Наконец, в главе 10 Гоббс задается вопросом, как все эти мысли и воления реализуются на практике. И тут центральной для него становится тема власти, или могущества (power). Оказывается (гл.11), что власть — это главная склонность человеческого рода. Подобно Макиавелли и Ницше, Гоббс ставит волю к власти на первое место. Власть для него — это благо, которое содержит в себе собственный рост, добродетель движения, направленная на постоянное возрастание (этим власть отличается от традиционных счастья, покоя, благодати и так далее). Ницше понимает свою волю к власти примерно так же — как антиэнтропийный — принцип избытка…
Сама по себе власть касается только индивида и заключается в «средствах достигнуть в будущем некоего видного блага»[8]. Но долго на индивидуальном уровне мы не задерживаемся, потому что «наибольшей человеческой властью (могуществом, power) является то, которое составлено из сил большинства людей, объединенных соглашением, и перенесено на одну личность». Власть требует единства, объединения многих людей.В обществе «репутация власти есть власть»[9]. Другими словами, возможности человека прямо зависят от того, что думают о нем другие люди. Чтение в себе показывает необходимость постоянного чтения в другом. Другой же с той же целью пытается влезть к тебе в душу. И так вы думаете, что подумал он о том, что подумал я о том, что подумал он, потому что на кону репутация обоих. Соответственно, показывает Гоббс в главе 11, весь этот процесс приводит к постоянной борьбе за власть, основанной на соперничестве, тщеславии, недоверии и прочих феноменах, связанных с «чтением» мыслей других людей.
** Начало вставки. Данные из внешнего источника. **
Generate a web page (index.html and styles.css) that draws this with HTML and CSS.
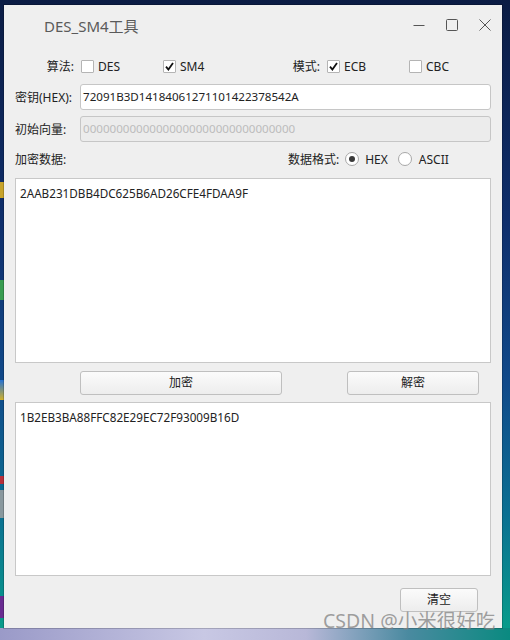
FILE: index.html
```html
<!DOCTYPE html>
<html lang="zh">
<head>
<meta charset="utf-8">
<link rel="stylesheet" href="styles.css">
</head>
<body>
<div class="desk">
  <div class="icon i1"></div><div class="icon i2"></div><div class="icon i3"></div><div class="icon i4"></div><div class="icon i5"></div><div class="icon i6"></div>
  <div class="bottom-strip"></div>
  <div class="window">
    <div class="titlebar">
      <div class="title">DES_SM4工具</div>
      <div class="wctl">
        <svg class="wbtn" width="14" height="14" viewBox="0 0 14 14"><path d="M1.5 7.5H12.5" stroke="#555" stroke-width="1" fill="none"/></svg>
        <svg class="wbtn" width="14" height="14" viewBox="0 0 14 14"><rect x="1.5" y="1.5" width="11" height="11" rx="1" stroke="#555" stroke-width="1" fill="none"/></svg>
        <svg class="wbtn" width="14" height="14" viewBox="0 0 14 14"><path d="M1.5 1.5L12.5 12.5M12.5 1.5L1.5 12.5" stroke="#555" stroke-width="1" fill="none"/></svg>
      </div>
    </div>
    <div class="content">
      <div class="row row1">
        <div class="lbl lbl-r w59">算法:</div>
        <div class="opt first w82"><span class="cb"></span><span>DES</span></div>
        <div class="opt w100"><span class="cb"><svg width="11" height="11" viewBox="0 0 11 11"><path d="M2 5.6L4.4 8.6L9 2" stroke="#111" stroke-width="1.8" fill="none"/></svg></span><span>SM4</span></div>
        <div class="lbl lbl-r w57">模式:</div>
        <div class="opt first w82"><span class="cb"><svg width="11" height="11" viewBox="0 0 11 11"><path d="M2 5.6L4.4 8.6L9 2" stroke="#111" stroke-width="1.8" fill="none"/></svg></span><span>ECB</span></div>
        <div class="opt"><span class="cb"></span><span>CBC</span></div>
      </div>
      <div class="row field">
        <div class="lbl w65">密钥(HEX):</div>
        <div class="input">72091B3D14184061271101422378542A</div>
      </div>
      <div class="row field">
        <div class="lbl w65">初始向量:</div>
        <div class="input disabled">00000000000000000000000000000000</div>
      </div>
      <div class="row row4">
        <div class="lbl w273">加密数据:</div>
        <div class="lbl">数据格式:</div>
        <span class="radio on"></span><span class="rtxt">HEX</span>
        <span class="radio second"></span><span class="rtxt">ASCII</span>
      </div>
      <div class="area a1">2AAB231DBB4DC625B6AD26CFE4FDAA9F</div>
      <div class="row btnrow">
        <div class="btn b-enc">加密</div>
        <div class="btn b-dec">解密</div>
      </div>
      <div class="area a2">1B2EB3BA88FFC82E29EC72F93009B16D</div>
      <div class="row lastrow">
        <div class="btn b-clr">清空</div>
      </div>
    </div>
  </div>
  <div class="watermark">CSDN @小米很好吃</div>
</div>
</body>
</html>
```
FILE: styles.css
```css
* { box-sizing: border-box; }
html, body { margin: 0; padding: 0; }
body {
  width: 510px;
  height: 640px;
  overflow: hidden;
  font-family: "Noto Sans", "Noto Sans CJK SC", sans-serif;
  font-size: 12px;
  color: #222;
}
.desk {
  position: relative;
  width: 510px;
  height: 640px;
  padding: 5px 0 0 4px;
  background:
    linear-gradient(180deg, #0b1c44 0%, #0f2f6c 35%, #114a8a 60%, #0b6f92 80%, #08a08a 100%);
}
.icon { position: absolute; left: 0; width: 4px; opacity: 0.85; }
.i1 { top: 182px; height: 16px; background: #e8b820; }
.i2 { top: 280px; height: 20px; background: #3fae4a; }
.i3 { top: 380px; height: 20px; background: linear-gradient(#2b7be0, #f2c21c); }
.i4 { top: 476px; height: 8px; background: #d8282e; }
.i5 { top: 490px; height: 28px; background: #a0a0a0; }
.i6 { top: 596px; height: 22px; background: #7a1a92; }
.bottom-strip {
  position: absolute;
  left: 0; top: 628px;
  width: 510px; height: 12px;
  background: linear-gradient(90deg, #9a9ac8 0%, #c8c8e4 40%, #b8b8d8 60%, #4a8aa0 80%, #0a8a80 100%);
}
.window {
  position: relative;
  width: 498px;
  height: 623px;
  background: #efefef;
  box-shadow: 0 0 0 1px rgba(0,0,0,0.18);
  display: flex;
  flex-direction: column;
}
.titlebar {
  height: 40px;
  display: flex;
  align-items: center;
  padding-left: 40px;
  padding-right: 10px;
}
.title {
  font-size: 15px;
  color: #5a5a5a;
  flex: 1;
}
.wctl { display: flex; align-items: center; gap: 19px; }
.wbtn { display: block; }
.content {
  padding: 0 11px;
  display: flex;
  flex-direction: column;
}
.row { display: flex; align-items: center; }
.row1 { margin-top: 9px; height: 24px; }
.lbl { white-space: nowrap; color: #222; }
.lbl-r { text-align: right; }
.w59 { width: 59px; }
.w57 { width: 57px; }
.w65 { width: 65px; }
.w273 { width: 273px; }
.opt { display: flex; align-items: center; }
.opt.first { margin-left: 7px; }
.w82 { width: 82px; }
.w100 { width: 100px; }
.cb {
  width: 13px; height: 13px;
  border: 1px solid #b4b4b4;
  border-radius: 1px;
  background: #fff;
  margin-right: 4px;
  display: flex;
  align-items: center;
  justify-content: center;
}
.cb svg { display: block; }
.field { margin-top: 6px; height: 26px; }
.input {
  flex: 1;
  height: 26px;
  background: #fff;
  border: 1px solid #c6c6c6;
  border-radius: 3px;
  padding-left: 2px;
  line-height: 24px;
  font-size: 11.6px;
  color: #222;
}
.input.disabled {
  background: #ececec;
  color: #bcbcbc;
}
.row4 { margin-top: 6px; height: 22px; }
.radio {
  width: 14px; height: 14px;
  border: 1px solid #a8a8a8;
  border-radius: 50%;
  background: #fff;
  margin-left: 6px;
  margin-right: 6px;
  position: relative;
}
.radio.on::after {
  content: "";
  position: absolute;
  left: 3px; top: 3px;
  width: 6px; height: 6px;
  border-radius: 50%;
  background: #3a3a3a;
}
.radio.second { margin-left: 10px; margin-right: 7px; }
.area {
  background: #fff;
  border: 1px solid #c8c8c8;
  padding: 6px 4px;
  line-height: 16px;
  font-size: 11.7px;
  color: #222;
}
.a1 { margin-top: 8px; height: 185px; }
.btnrow { margin-top: 8px; height: 24px; }
.btn {
  height: 24px;
  border: 1px solid #bfbfbf;
  border-radius: 3px;
  background: linear-gradient(#fbfbfb, #ededed);
  display: flex;
  align-items: center;
  justify-content: center;
  color: #222;
  line-height: 16px;
}
.b-enc { margin-left: 65px; width: 202px; }
.b-dec { margin-left: 65px; width: 132px; }
.a2 { margin-top: 7px; height: 174px; }
.lastrow { margin-top: 12px; height: 24px; justify-content: flex-end; padding-right: 13px; }
.b-clr { width: 78px; }
.watermark {
  position: absolute;
  left: 323px;
  top: 611px;
  font-size: 19.5px;
  line-height: 20px;
  color: rgba(130,130,130,0.75);
  white-space: nowrap;
}
```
Остановимся здесь на гоббсовском понимании власти. В западных языках политическая власть обозначается словами potentia и potestas. Первое из них соответствует метафизическому термину для возможности, могущества. Английское power переводит оба этих термина сразу. Гоббсовское понимание власти — могущества как основанной на договоре, относительной, отражает сдвиг в понимании мира, происходящий в Новое время: от аристотелевского примата действительности над возможностью мы, теряя божественную инстанцию первичного действия, переходим к примату возможности, силы над действительностью (именно эту тенденцию пытается развернуть Ханна Арендт, определяя, как мы видели во Введении, власть через действие, сливая действительность и возможность воедино). Поэтому у Гоббса власть — могуще — ство не присуща внутренне суверену (его, как и любого, можно при желании убить), а зависит от соотношения сил, устанавливаемого юридически. До такого юридического установления потенциальность власти критическим образом зависит от «репутации», то есть от блеска, от идеологии, от воображения власти другими людьми. Но и в юридическом режиме, в его предельной точке, необходима опора на воображение и символику страха — отсюда библейская риторика Гоббса в изображении несравнимого «Левиафана». Это свойство власти в абсолютистском государстве вслед за Гоббсом отмечает Паскаль[10]. Он, правда, не верит в юридические концепции власти, поэтому она для него строится исключительно на воображении (иначе зачем многие будут подчиняться одному?) и является силой. В одиноком человеческом обществе, состоящем из бесконечно малых сил, любой общественный порядок строится, по Паскалю, на силе (force) как соотношении этих сил и потому непременно требует подкрепления в воображении (у страха глаза велики)[11].